I’ve noticed there are a lot of photos of you in those fashion best and worst things on the Internet.

Yes. I rigidly adhere to a strict template: I dress like a superhero S&M scarecrow.

Do girls go for that?

It’s been paying off huge dividends in the orgasm stakes so far — and there’s a whole continent that has yet to be unpacked.

Guys are taking fashion notes right now.

It can work wonders if you have the persona for it.

What do you think has been your worst fashion mistake?

Well, in retrospect, a lot of things look ridiculous. I was looking at old MTV footage — my bloated face, drug-addled irises, the hair dye I was using, women’s clothes. I think cross-dressing has to be undertaken with diplomacy and awareness.

You have very big rock & roll hair. How do you create that hairdo?

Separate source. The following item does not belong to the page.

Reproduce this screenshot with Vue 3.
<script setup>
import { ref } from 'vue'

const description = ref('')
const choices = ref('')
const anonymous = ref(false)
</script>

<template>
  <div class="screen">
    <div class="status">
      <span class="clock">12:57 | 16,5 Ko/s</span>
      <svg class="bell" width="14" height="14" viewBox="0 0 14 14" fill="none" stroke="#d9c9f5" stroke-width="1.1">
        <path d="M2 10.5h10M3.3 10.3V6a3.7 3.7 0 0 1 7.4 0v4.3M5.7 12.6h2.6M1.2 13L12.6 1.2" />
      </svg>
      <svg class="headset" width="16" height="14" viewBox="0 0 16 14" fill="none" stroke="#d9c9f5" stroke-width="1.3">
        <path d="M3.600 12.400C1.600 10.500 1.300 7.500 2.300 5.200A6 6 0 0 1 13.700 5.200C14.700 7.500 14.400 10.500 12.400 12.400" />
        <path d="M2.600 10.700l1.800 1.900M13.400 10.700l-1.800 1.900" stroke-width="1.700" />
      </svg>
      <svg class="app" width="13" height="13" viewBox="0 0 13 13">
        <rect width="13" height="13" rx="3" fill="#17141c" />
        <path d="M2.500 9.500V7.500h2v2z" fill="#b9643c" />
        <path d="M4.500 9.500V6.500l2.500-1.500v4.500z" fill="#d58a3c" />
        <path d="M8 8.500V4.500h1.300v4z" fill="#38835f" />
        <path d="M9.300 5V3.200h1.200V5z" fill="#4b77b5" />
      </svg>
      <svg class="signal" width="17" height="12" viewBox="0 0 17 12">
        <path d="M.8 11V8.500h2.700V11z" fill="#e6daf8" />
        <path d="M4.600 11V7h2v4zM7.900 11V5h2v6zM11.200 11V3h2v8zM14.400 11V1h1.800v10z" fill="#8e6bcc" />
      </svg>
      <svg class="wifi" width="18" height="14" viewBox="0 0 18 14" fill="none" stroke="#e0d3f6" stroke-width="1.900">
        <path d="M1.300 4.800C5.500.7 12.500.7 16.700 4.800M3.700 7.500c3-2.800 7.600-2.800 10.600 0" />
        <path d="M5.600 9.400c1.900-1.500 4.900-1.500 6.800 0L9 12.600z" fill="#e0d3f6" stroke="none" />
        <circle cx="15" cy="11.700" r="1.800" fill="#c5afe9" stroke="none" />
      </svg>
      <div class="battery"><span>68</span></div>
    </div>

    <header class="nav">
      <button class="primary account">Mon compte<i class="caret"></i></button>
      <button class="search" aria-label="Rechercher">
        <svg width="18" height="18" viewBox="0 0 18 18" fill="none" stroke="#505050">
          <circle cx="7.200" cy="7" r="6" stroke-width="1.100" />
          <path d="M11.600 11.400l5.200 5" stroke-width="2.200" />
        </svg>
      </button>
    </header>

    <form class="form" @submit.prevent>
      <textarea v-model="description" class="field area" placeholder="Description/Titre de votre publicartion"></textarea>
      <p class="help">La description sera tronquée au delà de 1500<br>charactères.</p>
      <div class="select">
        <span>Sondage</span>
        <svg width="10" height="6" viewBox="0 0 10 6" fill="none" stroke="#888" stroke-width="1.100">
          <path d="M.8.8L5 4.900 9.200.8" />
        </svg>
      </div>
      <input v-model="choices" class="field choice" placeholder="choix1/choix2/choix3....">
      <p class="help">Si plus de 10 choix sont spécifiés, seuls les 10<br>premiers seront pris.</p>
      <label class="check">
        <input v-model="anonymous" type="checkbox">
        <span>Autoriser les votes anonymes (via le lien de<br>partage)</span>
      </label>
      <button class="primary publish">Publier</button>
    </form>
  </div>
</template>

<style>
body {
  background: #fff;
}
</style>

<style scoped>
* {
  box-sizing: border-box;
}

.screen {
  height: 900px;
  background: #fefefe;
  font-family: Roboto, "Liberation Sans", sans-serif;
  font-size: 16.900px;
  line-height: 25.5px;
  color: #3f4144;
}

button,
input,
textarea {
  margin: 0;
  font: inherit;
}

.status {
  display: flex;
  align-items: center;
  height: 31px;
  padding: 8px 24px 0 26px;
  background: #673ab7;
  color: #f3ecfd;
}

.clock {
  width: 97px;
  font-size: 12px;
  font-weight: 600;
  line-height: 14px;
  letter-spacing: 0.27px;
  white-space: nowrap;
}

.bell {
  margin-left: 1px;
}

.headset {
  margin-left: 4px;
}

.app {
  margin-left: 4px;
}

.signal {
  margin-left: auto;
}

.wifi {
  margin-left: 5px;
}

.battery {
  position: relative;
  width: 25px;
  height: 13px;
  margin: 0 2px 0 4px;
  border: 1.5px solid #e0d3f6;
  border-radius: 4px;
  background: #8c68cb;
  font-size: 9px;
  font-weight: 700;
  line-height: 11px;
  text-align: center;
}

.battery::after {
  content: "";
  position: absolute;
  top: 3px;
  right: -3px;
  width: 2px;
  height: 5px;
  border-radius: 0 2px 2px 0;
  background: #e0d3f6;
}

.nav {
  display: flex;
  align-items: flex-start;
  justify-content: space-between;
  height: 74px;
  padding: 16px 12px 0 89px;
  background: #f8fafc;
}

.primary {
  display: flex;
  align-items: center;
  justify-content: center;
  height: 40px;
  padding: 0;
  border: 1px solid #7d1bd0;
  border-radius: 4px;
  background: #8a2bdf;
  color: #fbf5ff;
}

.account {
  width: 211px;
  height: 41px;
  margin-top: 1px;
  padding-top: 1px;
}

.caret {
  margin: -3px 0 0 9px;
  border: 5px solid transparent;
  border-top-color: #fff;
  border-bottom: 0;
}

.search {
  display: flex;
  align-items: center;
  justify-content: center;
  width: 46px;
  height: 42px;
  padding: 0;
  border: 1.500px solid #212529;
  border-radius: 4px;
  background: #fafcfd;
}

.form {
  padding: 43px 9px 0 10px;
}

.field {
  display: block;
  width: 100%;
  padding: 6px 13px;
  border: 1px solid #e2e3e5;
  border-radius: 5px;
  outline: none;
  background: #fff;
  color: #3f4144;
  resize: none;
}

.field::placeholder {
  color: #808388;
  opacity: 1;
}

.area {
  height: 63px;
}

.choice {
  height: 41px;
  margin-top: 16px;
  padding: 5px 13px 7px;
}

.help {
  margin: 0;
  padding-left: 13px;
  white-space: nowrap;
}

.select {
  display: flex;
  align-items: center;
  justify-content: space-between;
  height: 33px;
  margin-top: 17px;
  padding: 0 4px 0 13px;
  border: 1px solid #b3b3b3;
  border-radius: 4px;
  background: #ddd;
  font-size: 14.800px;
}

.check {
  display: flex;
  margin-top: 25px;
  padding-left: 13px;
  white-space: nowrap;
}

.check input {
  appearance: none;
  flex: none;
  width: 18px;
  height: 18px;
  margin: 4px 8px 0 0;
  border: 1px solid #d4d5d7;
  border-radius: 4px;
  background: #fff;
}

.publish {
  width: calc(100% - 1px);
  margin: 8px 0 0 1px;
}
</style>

I release charisma through my scalp. It holds my hair up.

Does it get you closer to God?

You say that in jest, but the head of an extraterrestrial-worshipping cult once told me that extraterrestrials are communicating to us through our hair, so we should have long hair to act as transmitters. I was filming a show with him, and he had some interesting anecdotes. At one point, he told me that he’d gone and met his brothers — Mohammed, Buddha and Christ — on a spaceship where there are robots you can have sex with that look exactly like real women, but they don’t have any feelings. Can you imagine how great that would be? And he goes, “We can introduce you to this girl.” And I’m going, “Yeah, all right, let’s go!” And the producer we were working with goes, “Russell, you can’t fuck one of the aliens! It’s really going to totally compromise the integrity of this program!”

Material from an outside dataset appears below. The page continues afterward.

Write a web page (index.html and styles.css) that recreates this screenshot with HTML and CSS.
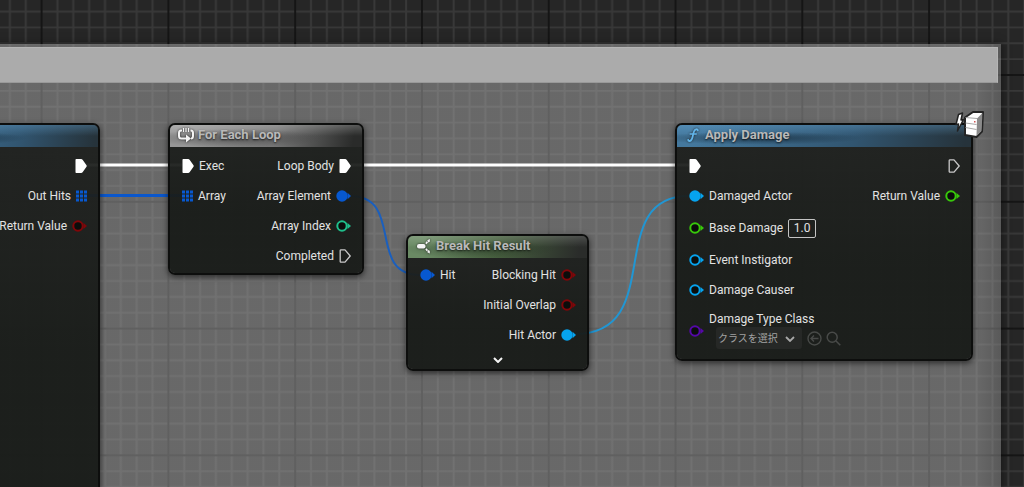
FILE: index.html
```html
<!DOCTYPE html>
<html lang="en">
<head>
<meta charset="utf-8">
<title>Blueprint Graph</title>
<meta name="viewport" content="width=device-width, initial-scale=1">
<link rel="stylesheet" href="styles.css">
</head>
<body>
<svg class="defs" aria-hidden="true">
  <symbol id="exec" viewBox="0 0 12 14"><path d="M1.2 0H6.2Q7 0 7.600 .7L11.500 6.300Q12 7 11.500 7.700L7.600 13.300Q7 14 6.200 14H1.200Q.5 14 .5 13.300V.7Q.5 0 1.200 0Z" fill="#fff"/></symbol>
  <symbol id="exec-open" viewBox="0 0 12 14"><path d="M1.200 1.500Q1.200 .8 2 .8H6L11.200 7L6 13.200H2Q1.200 13.200 1.200 12.500Z" fill="none" stroke="#c8c8c8" stroke-width="1.300" stroke-linejoin="round"/></symbol>
  <symbol id="pin" viewBox="0 0 15 12"><circle cx="6" cy="6" r="5.700" fill="currentColor"/><path d="M11.500 2.800L15 6L11.500 9.200Z" fill="currentColor"/></symbol>
  <symbol id="pin-open" viewBox="0 0 15 12"><circle cx="6" cy="6" r="4.700" fill="#0b0d0b" stroke="currentColor" stroke-width="2"/><path d="M11.500 3L15 6L11.500 9Z" fill="currentColor"/></symbol>
  <symbol id="array" viewBox="0 0 11 12"><path d="M0 .5h3v3H0zM4 .5h3v3H4zM8 .5h3v3H8zM0 4.500h3v3H0zM4 4.500h3v3H4zM8 4.500h3v3H8zM0 8.500h3v3H0zM4 8.500h3v3H4zM8 8.500h3v3H8z" fill="currentColor"/></symbol>
</svg>

<main class="graph">
  <svg class="layer" aria-hidden="true">
    <defs>
      <pattern id="cells" width="128" height="128" patternUnits="userSpaceOnUse" patternTransform="translate(41.600 75) scale(.9905)">
        <path d="M16 0V128M32 0V128M48 0V128M64 0V128M80 0V128M96 0V128M112 0V128M0 16H128M0 32H128M0 48H128M0 64H128M0 80H128M0 96H128M0 112H128" stroke="#383838" stroke-width="2"/>
        <path d="M0 0V128M128 0V128M0 0H128M0 128H128" stroke="#151515" stroke-width="2"/>
      </pattern>
    </defs>
    <rect width="100%" height="100%" fill="url(#cells)"/>
  </svg>

  <section class="comment" aria-label="Comment"><div class="comment-bar"></div></section>

  <svg class="layer" aria-hidden="true" fill="none">
    <path d="M86 165H182M351 165H689" stroke="#fff" stroke-width="3"/>
    <path d="M86 195.500H182" stroke="#0a57cc" stroke-width="3"/>
    <path d="M350 196C405 196 366 275 420 275" stroke="#1a5fbe" stroke-width="2"/>
    <path d="M575 334C668 334 602 196 689 196" stroke="#2196d3" stroke-width="2"/>
  </svg>

  <article class="node trace blue">
    <header class="head"></header>
    <div class="pins">
      <ul class="side out">
        <li class="row"><svg class="exec"><use href="#exec"/></svg></li>
        <li class="row">Out Hits<svg class="array struct"><use href="#array"/></svg></li>
        <li class="row">Return Value<svg class="pin bool"><use href="#pin-open"/></svg></li>
      </ul>
    </div>
  </article>

  <article class="node loop gray">
    <header class="head">
      <svg class="icon" viewBox="0 0 16 16" fill="none" stroke="#f4f4f4" stroke-width="2"><path d="M4 3.500H3Q1 3.500 1 6V9Q1 11.500 3.500 11.500H9M12.500 3.500H13Q15 3.500 15 6V9Q15 11.500 13 11.500"/><path d="M5.500 1V5M8 1V5M10.500 1V5" stroke-width="1.200"/><path d="M8 7.500L13 11.500L8 15.500Z" fill="#f4f4f4" stroke="none"/></svg>
      <h2 class="title">For Each Loop</h2>
    </header>
    <div class="pins">
      <ul class="side">
        <li class="row"><svg class="exec"><use href="#exec"/></svg>Exec</li>
        <li class="row"><svg class="array struct"><use href="#array"/></svg>Array</li>
      </ul>
      <ul class="side out">
        <li class="row">Loop Body<svg class="exec"><use href="#exec"/></svg></li>
        <li class="row">Array Element<svg class="pin struct"><use href="#pin"/></svg></li>
        <li class="row">Array Index<svg class="pin int"><use href="#pin-open"/></svg></li>
        <li class="row">Completed<svg class="exec"><use href="#exec-open"/></svg></li>
      </ul>
    </div>
  </article>

  <article class="node break green">
    <header class="head">
      <svg class="icon" viewBox="0 0 16 16" fill="none" stroke="#f4f4f4"><rect x="1" y="6" width="8.500" height="4.500" rx="2" fill="#f4f4f4" stroke="none"/><path d="M10 5.800L11.300 3.800M10 10.700L11.300 12.700" stroke-width="1.700"/><path d="M11.300 2.300L13.800 1V3.800L12 4.500ZM11.300 14.200L13.800 15.500V12.700L12 12Z" fill="#f4f4f4" stroke="none"/></svg>
      <h2 class="title">Break Hit Result</h2>
    </header>
    <div class="pins tight">
      <ul class="side">
        <li class="row"><svg class="pin struct"><use href="#pin"/></svg>Hit</li>
      </ul>
      <ul class="side out">
        <li class="row">Blocking Hit<svg class="pin bool"><use href="#pin-open"/></svg></li>
        <li class="row">Initial Overlap<svg class="pin bool"><use href="#pin-open"/></svg></li>
        <li class="row">Hit Actor<svg class="pin object"><use href="#pin"/></svg></li>
      </ul>
    </div>
    <button class="expand" type="button" aria-label="Show all pins"><svg class="caret" viewBox="0 0 10 6"><path d="M1 1L5 5L9 1" fill="none" stroke="#f4f4f4" stroke-width="2"/></svg></button>
  </article>

  <article class="node apply blue">
    <header class="head">
      <svg class="icon" viewBox="0 0 16 16" fill="none" stroke="#62b5ea" stroke-linecap="round"><path d="M12.800 3.300Q12.500 2 11 2.300C9 2.700 8.600 5 8 8C7.400 11.500 6.800 13.700 4.800 14Q3.400 14.200 3.200 13" stroke-width="1.800"/><path d="M5.200 7H11.200" stroke-width="1.600"/></svg>
      <h2 class="title">Apply Damage</h2>
    </header>
    <svg class="server" viewBox="0 0 32 32" aria-label="Server only" role="img">
      <path d="M5.500 5.500L9.500 4L8 11L10.500 10.500L4.500 22L5.500 15L3 15.500Z" fill="#fff" stroke="#222" stroke-width="1.500" stroke-linejoin="round"/>
      <path d="M12 8.500L20 3H30L29 22.500L23.500 28L12 26Z" fill="#fff" stroke="#242424" stroke-width="2" stroke-linejoin="round"/>
      <path d="M24 9.500L29.500 4L28.500 22L23.500 27Z" fill="#8a8a8a"/>
      <path d="M12.500 8.500L24 9.500M12.500 14L23.500 15.500M12.500 18.500L23.500 20.500" fill="none" stroke="#9c9c9c" stroke-width=".9"/>
      <path d="M21 12h1.500v1.500h-1.500z" fill="#cf5555"/>
    </svg>
    <div class="pins">
      <ul class="side">
        <li class="row"><svg class="exec"><use href="#exec"/></svg></li>
        <li class="row"><svg class="pin object"><use href="#pin"/></svg>Damaged Actor</li>
        <li class="row field"><svg class="pin float"><use href="#pin-open"/></svg><label for="base">Base Damage</label><input class="value" id="base" type="text" value="1.0"></li>
        <li class="row"><svg class="pin object"><use href="#pin-open"/></svg>Event Instigator</li>
        <li class="row"><svg class="pin object"><use href="#pin-open"/></svg>Damage Causer</li>
        <li class="row stack"><svg class="pin class"><use href="#pin-open"/></svg>
          <div>
            <label class="caption" for="type">Damage Type Class</label>
            <div class="picker">
              <span class="choice"><select class="select" id="type"><option>クラスを選択</option></select><svg class="caret over" viewBox="0 0 10 6"><path d="M1 1L5 5L9 1" fill="none" stroke="#a8a8a8" stroke-width="1.800"/></svg></span>
              <button class="tool" type="button" aria-label="Use selected class"><svg class="glyph" viewBox="0 0 15 15" fill="none" stroke="#484a48" stroke-width="1.400"><circle cx="7.500" cy="7.500" r="6.500"/><path d="M11.500 7.500H4M7 4.500L4 7.500L7 10.500"/></svg></button>
              <button class="tool" type="button" aria-label="Browse"><svg class="glyph" viewBox="0 0 15 15" fill="none" stroke="#484a48" stroke-width="1.500"><circle cx="6.200" cy="6.200" r="5"/><path d="M10 10L14.300 14.300"/></svg></button>
            </div>
          </div>
        </li>
      </ul>
      <ul class="side out">
        <li class="row"><svg class="exec"><use href="#exec-open"/></svg></li>
        <li class="row">Return Value<svg class="pin float"><use href="#pin-open"/></svg></li>
      </ul>
    </div>
  </article>
</main>
</body>
</html>
```
FILE: styles.css
```css
* { box-sizing: border-box; }
body { margin: 0; background: #262626; color: #e2e2e2; font: 12px/18px Roboto, "Noto Sans CJK JP", sans-serif; }
button, input, select { font: inherit; color: inherit; margin: 0; padding: 0; }
svg { display: block; flex: none; }
.defs { position: absolute; width: 0; height: 0; }

.graph { position: relative; height: 100vh; overflow: hidden; }
.layer { position: absolute; inset: 0; width: 100%; height: 100%; }

/* Comment region behind the nodes */
.comment {
  position: absolute; top: 44px; left: -20px; right: 23px; bottom: -20px;
  padding: 3px 3px 0 0;
  background: linear-gradient(to left, rgba(140, 140, 140, .5), rgba(170, 170, 170, .5) 24px);
  box-shadow: 0 0 8px rgba(0, 0, 0, .5);
}
.comment-bar { height: 36px; background: #ababab; border: 1px solid #b5b5b5; border-bottom-color: #999; }

/* Nodes */
.node {
  position: absolute; border: 2px solid #0d0e0d; border-radius: 7px;
  background: linear-gradient(rgba(31, 33, 31, .95), rgba(24, 27, 24, .95) 60%);
  background-clip: padding-box;
  box-shadow: 0 2px 6px rgba(0, 0, 0, .6);
}
.trace { left: -100px; top: 123px; width: 200px; bottom: -20px; }
.loop { left: 168px; top: 123px; width: 196px; }
.break { left: 406px; top: 234px; width: 183px; }
.apply { left: 675px; top: 123px; width: 298px; }

.head { display: flex; align-items: center; gap: 4px; height: 22px; padding: 0 8px 2px; border-radius: 5px 5px 0 0; }
.gray .head { background: radial-gradient(ellipse at 35% 60%, rgba(60, 60, 60, .6), transparent 50%), linear-gradient(to bottom, rgba(255, 255, 255, .22), transparent 50%), linear-gradient(100deg, #979797 10%, #767676 55%, #2a2b2a 95%); }
.green .head { background: radial-gradient(ellipse at 40% 60%, rgba(35, 50, 35, .5), transparent 50%), linear-gradient(to bottom, rgba(255, 255, 255, .16), transparent 50%), linear-gradient(100deg, #6a8a64 10%, #47603f 50%, #2a2c2a 95%); }
.blue .head { background: radial-gradient(ellipse at 28% 60%, rgba(20, 38, 52, .65), transparent 35%), linear-gradient(to bottom, rgba(120, 190, 240, .28), transparent 50%), linear-gradient(95deg, #44789d 5%, #315570 60%, #26333b 98%); }
.icon { width: 16px; height: 16px; filter: drop-shadow(0 0 1px #222); }
.title { margin: 0; font-size: 13px; line-height: 18px; font-weight: 700; color: #b9b9b9; text-shadow: 0 1px 2px rgba(0, 0, 0, .7); white-space: nowrap; }

.pins { display: flex; justify-content: space-between; padding: 4px 11px 2px 12px; }
.tight { padding-top: 2px; padding-bottom: 0; }
.side { margin: 0; padding: 0; list-style: none; }
.out { margin-left: auto; }
.row { display: flex; align-items: center; gap: 5px; height: 30px; white-space: nowrap; }
.out .row { justify-content: flex-end; }
.field { height: 34px; }
.stack { height: 52px; }
.exec { width: 12px; height: 14px; }
.array { width: 11px; height: 12px; }
.pin { width: 15px; height: 12px; }
.struct { color: #0758d0; }
.bool { color: #800609; }
.int { color: #1fbf8b; }
.object { color: #06a3ee; }
.float { color: #38c80b; }
.class { color: #5508a8; }

.value { width: 28px; height: 19px; text-align: center; background: transparent; border: 1px solid #c4c4c4; border-radius: 2px; }
.caption { display: block; line-height: 16px; }
.picker { display: flex; align-items: center; gap: 4px; height: 22px; padding-left: 7px; }
.stack .picker { margin-bottom: 2px; }
.choice { position: relative; margin-right: 1px; }
.select { display: block; width: 86px; height: 22px; padding-left: 2px; appearance: none; border: 0; border-radius: 3px; background: #262826; color: #a2a2a2; font: 10px/20px "Noto Sans CJK JP", sans-serif; }
.caret { width: 10px; height: 6px; }
.over { position: absolute; right: 7px; top: 9px; pointer-events: none; }
.tool, .expand { border: 0; background: none; }
.glyph { width: 15px; height: 15px; }
.expand { display: flex; align-items: center; justify-content: center; width: 100%; height: 19px; }
.server { position: absolute; right: -14px; top: -16px; width: 32px; height: 32px; }
```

With everything you’ve done in your past, are there any stories you’ve heard about yourself that aren’t true?

Yes. Once there was a story saying, “Russell Brand was arrested for rampaging through the London underground with a sword.” I thought, “Well, this is ridiculous! What on earth would I be doing on the underground? Once you can afford taxis, you can swing the sword out the window.”